Building Societies Act, 1989

Conversion of a society to a public limited company.

101.—(1) A building society may, subject to this Part, convert itself into a company.

(2) In order to convert into a company a society must—

(a) approve a conversion scheme by a conversion resolution pursuant to section 71 ,

(b) obtain the confirmation of the Central Bank to the conversion scheme under section 104 , and

(c) have the society registered as a company under the Companies Acts in accordance with the provisions of this Part and any regulations made thereunder.

(3) A conversion scheme for the purposes of subsection (2) shall—

(a) state the name of the proposed company,

(b) state in relation to the proposed company the amount of the proposed authorised share capital and the amount of such capital proposed to be issued on conversion,

(c) have annexed to it the memorandum of association and the articles of association of the proposed company that comply with the requirements of the Companies Acts,

(d) specify the names of the persons who are proposed to be the first directors and auditors of the proposed company,

(e) specify the persons or classes of persons who will be members of the proposed company,

(f) specify, in the case of persons or classes of persons who are members of the society and who will be members of the proposed company, by reference to the shareholding of those persons or classes of persons in the society—

(i) their entitlement to shares in the proposed company, and

(ii) their rights (if any) to subscribe for shares in the proposed company,

and, in either case, the rights attaching to the shares,

(g) specify, in the case of persons or classes of persons (if any) who are members of the society and who will not be members of the proposed company, the rights and liabilities of such persons or classes of persons,

(h) specify the changes proposed in the society's investments (if any) in subsidiaries and other associated bodies in consequence of the conversion,

(i) specify, in the case of persons or classes of persons who are members of the society at the conversion date, the rights of such persons or classes of persons to a distribution of its assets in the event of the successor company being wound up within 5 years of the conversion date, and if there are to be no such rights the scheme shall so state,

(j) specify the terms on which the shareholdings of members of the society will be held as deposits by the successor company,

(k) specify the terms of any proposed distribution of the funds of the society in connection with the conversion scheme, and

(l) provide for such other and related matters as the Central Bank may specify.

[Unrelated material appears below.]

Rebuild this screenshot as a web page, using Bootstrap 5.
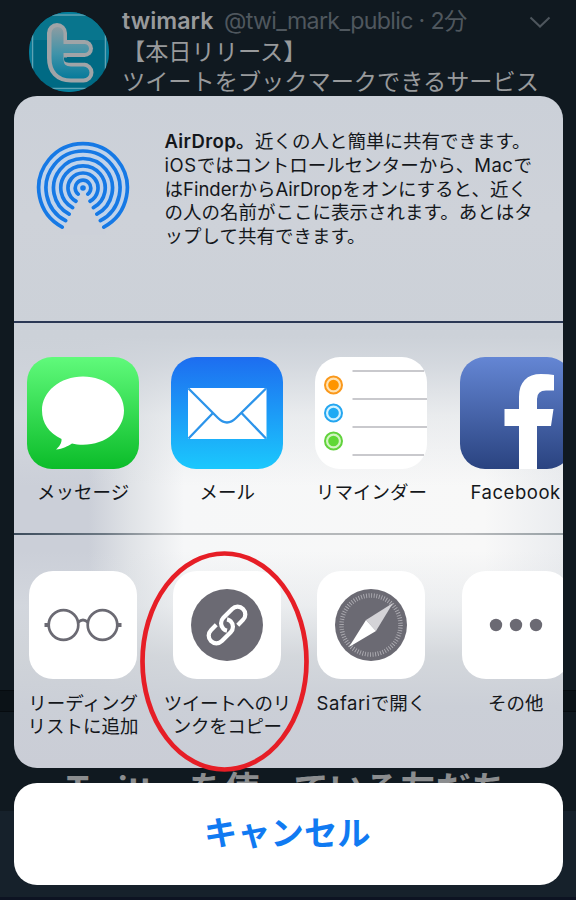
<!DOCTYPE html>
<html lang="ja">
<head>
<meta charset="utf-8">
<meta name="viewport" content="width=device-width, initial-scale=1">
<title>共有</title>
<link href="https://cdn.jsdelivr.net/npm/bootstrap@5.3.0/dist/css/bootstrap.min.css" rel="stylesheet">
<style>
body{width:576px;height:900px;font-family:Inter,"Noto Sans CJK JP",sans-serif;color:#14171b;
 background:linear-gradient(#101920 0 690px,#060b0f 690px 691px,#0b1217 691px 711px,#060b0f 711px 712px,#101920 712px 811px,#16212b 811px 897px,#0d1322 897px)}
.tweet{height:96px;padding:0 0 0 29px}
.avatar{margin-top:12px}
.tweet-body{margin-left:13px;padding-top:8px;font-size:23.2px;line-height:30.5px;color:#989a9c}
.tweet-text{padding-top:1.5px}
.tweet-head{height:27px;line-height:27px}
.user{font-weight:600;letter-spacing:.05px}
.handle{color:#4f575e;letter-spacing:-.66px;margin-left:10.5px}
.sheet{width:548.5px;height:672px;margin-left:14px;border-radius:23px;
 background:linear-gradient(#cbd0d8 0,#ced2d9 120px,#ccd1d8 240px,rgba(206,211,218,.86) 268px,rgba(220,224,228,.5) 320px,rgba(247,248,248,0) 390px,rgba(247,248,248,0) 455px,rgba(220,224,228,.45) 510px,rgba(208,212,217,.9) 560px,#cbcfd7 610px,#cacdd6 100%),
 linear-gradient(90deg,#cbcfd8 0 75px,#dfe2e6 115px,#f6f7f8 170px,#f8f8f8 470px,#eaecef 100%)}
.airdrop{height:225px;padding:34px 0 0 22px}
.airdrop svg{margin-top:11px}
.airdrop p{margin-left:34.5px;font-size:18.5px;line-height:23.8px}
.airdrop strong{font-weight:600;letter-spacing:.35px}
.wide{letter-spacing:.55px}
.divide{height:2px;background:#2b3855}
.divide-soft{background:linear-gradient(90deg,#3c4c5c 0,#6c7883 90px,#b0b4b7 150px,#b9bbbd 450px,#98a1a6)}
.strip{margin-left:-3px;width:580px}
.apps{height:210px;padding-top:34px}
.actions{height:233px;padding-top:36px}
.cell{width:144.2px;flex:none;font-size:18.5px;line-height:23.4px;text-align:center}
.apps span{margin-top:12px}
.actions span{margin-top:13px}
.tight{letter-spacing:-.35px}
.friends{height:15px;padding-left:66px;font-size:35.2px;line-height:42px;font-weight:700;letter-spacing:.35px;color:#8b8d8f}
.cancel{width:548.5px;height:102px;padding:0 2px 0 0;margin-left:14px;border-radius:23px;background:#fff;color:#107af2;font-size:33.3px;font-weight:700}
.ring{left:138px;top:549px}
</style>
<script src="https://cdn.jsdelivr.net/npm/bootstrap@5.3.0/dist/js/bootstrap.bundle.min.js"></script>
</head>
<body class="position-relative overflow-hidden">
<header class="tweet d-flex overflow-hidden">
 <svg class="avatar flex-shrink-0" width="80" height="80" viewBox="0 0 80 80">
  <defs><clipPath id="av"><circle cx="40" cy="40" r="40"/></clipPath><linearGradient id="tg" gradientUnits="userSpaceOnUse" x1="0" y1="12" x2="0" y2="66"><stop stop-color="#949da1"/><stop offset=".55" stop-color="#3f93a9"/><stop offset="1" stop-color="#087b9b"/></linearGradient></defs>
  <g clip-path="url(#av)"><rect width="80" height="80" fill="#006a84"/><rect width="80" height="28" fill="#08758d"/>
  <path d="M0 3H80M0 76.500H80M3.500 0V80M76.500 0V80" stroke="#5ea3b4" stroke-width="1.500"/>
  <path d="M0 0H80V2H0zM0 77.500H80V80H0zM0 0H2.500V80H0zM77.500 0H80V80H77.500z" fill="#067f9c"/></g>
  <path d="M28 21V46Q28 60.500 42 60.500H54.500" fill="none" stroke="#a0a4a7" stroke-width="20" stroke-linecap="round" stroke-linejoin="round"/>
  <path d="M28 36.500H55.500" stroke="#a0a4a7" stroke-width="17" stroke-linecap="round"/><path d="M30 36H35V54H44L35 58H28z" fill="#a0a4a7"/>
  <path d="M28.500 21V46Q28.500 60.500 42 60.500H54.500" fill="none" stroke="url(#tg)" stroke-width="12" stroke-linecap="round"/>
  <path d="M29 36.600L55.500 36.500" stroke="url(#tg)" stroke-width="9" stroke-linecap="round"/>
  <path d="M35 45.500H58L55 50.500H38Q35 50 35 47z" fill="#006a84"/>
 </svg>
 <div class="tweet-body flex-grow-1 text-nowrap">
  <div class="tweet-head d-flex"><span class="user">twimark</span><span class="handle">@twi_mark_public · 2分</span>
   <svg class="ms-auto me-4 mt-1" width="23" height="20" viewBox="0 0 23 20"><path d="M1.500 5.500L11 14.500L20.500 5.500" fill="none" stroke="#4e565d" stroke-width="2"/></svg></div>
  <div class="tweet-text">【本日リリース】<br>ツイートをブックマークできるサービス</div>
 </div>
</header>
<main class="sheet overflow-hidden">
 <section class="airdrop d-flex">
  <svg class="flex-shrink-0" width="94" height="94" viewBox="-47 -47 94 94" fill="none" stroke="#1679e5" stroke-width="3.700" stroke-linecap="round">
   <circle r="45" fill="#b9d4f4" stroke="none" opacity=".65"/><path d="M0 2L-23 45V49H23V45z" fill="#cdd1d9" stroke="none"/>
   <circle r="2.800" fill="#1679e5" stroke="none"/>
   <path id="arcs" d=""/>
  </svg>
  <p class="mb-0 text-nowrap"><strong>AirDrop。</strong>近くの人と簡単に共有できます。<br><span class="wide">iOS</span>ではコントロールセンターから、<span class="wide">Mac</span>で<br>はFinderからAirDropをオンにすると、近く<br>の人の名前がここに表示されます。あとはタ<br>ップして共有できます。</p>
 </section>
 <div class="divide"></div>
 <section class="strip apps d-flex">
  <div class="cell"><svg width="112" height="112" viewBox="0 0 112 112"><defs><linearGradient id="g1" x2="0" y2="1"><stop stop-color="#60fa7b"/><stop offset="1" stop-color="#0bbc29"/></linearGradient></defs><rect width="112" height="112" rx="25" fill="url(#g1)"/><path d="M56 19.500C33 19.500 15 34.500 15 53.500C15 66 22 76 34.500 82C35 86 32 90 29 92.500C36 92 41 89 45 86.500C48 87.300 52 87.800 56 87.800C79 87.800 97 72.500 97 53.500S79 19.500 56 19.500z" fill="#fff"/></svg><span class="d-block">メッセージ</span></div>
  <div class="cell"><svg width="112" height="112" viewBox="0 0 112 112"><defs><linearGradient id="g2" x2="0" y2="1"><stop stop-color="#1d6df0"/><stop offset="1" stop-color="#1bc8fd"/></linearGradient></defs><rect width="112" height="112" rx="25" fill="url(#g2)"/><rect x="17" y="31" width="78.500" height="51" rx="1.500" fill="#fff"/><path d="M17.500 31.500L47 61Q56 70 65 61L95 31.500M17.500 81.500L41.500 56.500M95 81.500L71 56.500" fill="none" stroke="#2c94ea" stroke-width="2.300"/></svg><span class="d-block">メール</span></div>
  <div class="cell"><svg width="112" height="112" viewBox="0 0 112 112"><rect width="112" height="112" rx="25" fill="#fff"/><path d="M37.500 14H109M37.500 42H112M37.500 70H112M37.500 98H109" stroke="#c9c9cd" stroke-width="2"/><g stroke-width="2"><circle cx="18.500" cy="28" r="8.500" fill="#ffe2b2" stroke="#fa981b"/><circle cx="18.500" cy="56" r="8.500" fill="#d2f2ff" stroke="#24a6f0"/><circle cx="18.500" cy="84" r="8.500" fill="#d2f5c2" stroke="#61d23c"/></g><circle cx="18.500" cy="28" r="5.300" fill="#ff9500"/><circle cx="18.500" cy="56" r="5.300" fill="#1eaaf4"/><circle cx="18.500" cy="84" r="5.300" fill="#5fd835"/></svg><span class="d-block">リマインダー</span></div>
  <div class="cell"><svg width="112" height="112" viewBox="0 0 112 112"><defs><linearGradient id="g4" x2="0" y2="1"><stop stop-color="#6486d4"/><stop offset="1" stop-color="#2a4380"/></linearGradient></defs><rect width="112" height="112" rx="25" fill="url(#g4)"/><path d="M59 112V69H44.500V52H59V40C59 25 67 17 81 17Q89 17 94 18V33.500H86Q77 33.500 77 42V52H93.500L91 69H77V112z" fill="#fff"/></svg><span class="d-block wide">Facebook</span></div>
 </section>
 <div class="divide divide-soft"></div>
 <section class="strip actions d-flex">
  <div class="cell"><svg width="108" height="108" viewBox="0 0 108 108"><rect width="108" height="108" rx="24" fill="#fff"/><g fill="none" stroke="#6b6a73" stroke-width="2.700"><circle cx="34.500" cy="54" r="14.800"/><circle cx="73.500" cy="54" r="14.800"/><path d="M49 51.500Q54 46.500 59 51.500"/><path d="M15.500 54H19.500M88.500 54H92.500" stroke-width="4"/></g></svg><span class="d-block">リーディング<br>リストに追加</span></div>
  <div class="cell"><svg width="108" height="108" viewBox="0 0 108 108"><rect width="108" height="108" rx="24" fill="#fff"/><circle cx="54" cy="54" r="36" fill="#6b6a73"/><g transform="translate(54 54) rotate(-45)" fill="none" stroke="#fff" stroke-width="4.200"><path d="M7.500 7.700H15A7.700 7.700 0 0 0 15 -7.700H2.500A7.700 7.700 0 0 0 -5.200 0Q-5.200 2.200 -4 4"/><path d="M-7.500 -7.700H-15A7.700 7.700 0 0 0 -15 7.700H-2.500A7.700 7.700 0 0 0 5.200 0Q5.200 -2.200 4 -4"/></g></svg><span class="d-block tight">ツイートへのリ<br>ンクをコピー</span></div>
  <div class="cell"><svg width="108" height="108" viewBox="0 0 108 108"><rect width="108" height="108" rx="24" fill="#fff"/><circle cx="54" cy="54" r="36" fill="#6b6a73"/><circle cx="54" cy="54" r="29.500" fill="none" stroke="#aeadb3" stroke-width="4.500" stroke-dasharray=".9 1.674"/><path d="M76 32L59 60L49 49z" fill="#d4d3d7"/><path d="M32 76L49 49L59 60z" fill="#fff"/></svg><span class="d-block"><span class="wide">Safari</span>で開く</span></div>
  <div class="cell"><svg width="108" height="108" viewBox="0 0 108 108"><rect width="108" height="108" rx="24" fill="#fff"/><g fill="#6b6a73"><circle cx="34" cy="54" r="6.200"/><circle cx="54" cy="54" r="6.200"/><circle cx="74" cy="54" r="6.200"/></g></svg><span class="d-block">その他</span></div>
 </section>
</main>
<div class="friends overflow-hidden text-nowrap">Twitterを使っている友だち</div>
<button type="button" class="cancel d-flex align-items-center justify-content-center border-0">キャンセル</button>
<svg class="ring position-absolute" width="174" height="226" viewBox="0 0 174 226"><ellipse cx="86.500" cy="112.500" rx="82" ry="108" fill="none" stroke="#e61e26" stroke-width="4.700"/></svg>
<script>
// AirDrop rings: concentric arcs, open at the bottom
let d = "";
[7.8, 15, 22.2, 29.5, 37, 44.3].forEach(r => {
  const a = (r < 10 ? 38 : 28) * Math.PI / 180, x = r * Math.sin(a), y = r * Math.cos(a);
  d += `M${-x} ${y}A${r} ${r} 0 1 1 ${x} ${y}`;
});
document.getElementById("arcs").setAttribute("d", d);
</script>
</body>
</html>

(4) A society proposing to convert into a company shall, at least 6 months prior to the date on which the conversion resolution is intended to be moved at a general meeting of the society or voted on in a postal ballot, advise the Central Bank of the intention to do so and shall consult with the Bank as to the matters to be provided for in the conversion scheme.

(5) A conversion scheme under this section shall not be sent to the members of the society unless the scheme has been approved by the Central Bank as meeting the requirements of or under this Part.

(6) The terms of a conversion scheme shall restrict any rights conferred on members of the society entitling them to shares in the successor company, to acquire shares in the successor company in priority to other subscribers or to any distribution of the funds of the society, in the case of those persons who become members of the society after 21 December, 1988, to those members who held shares in the society throughout the period of 2 years which expired with the day on which notice is given to members of the conversion resolution.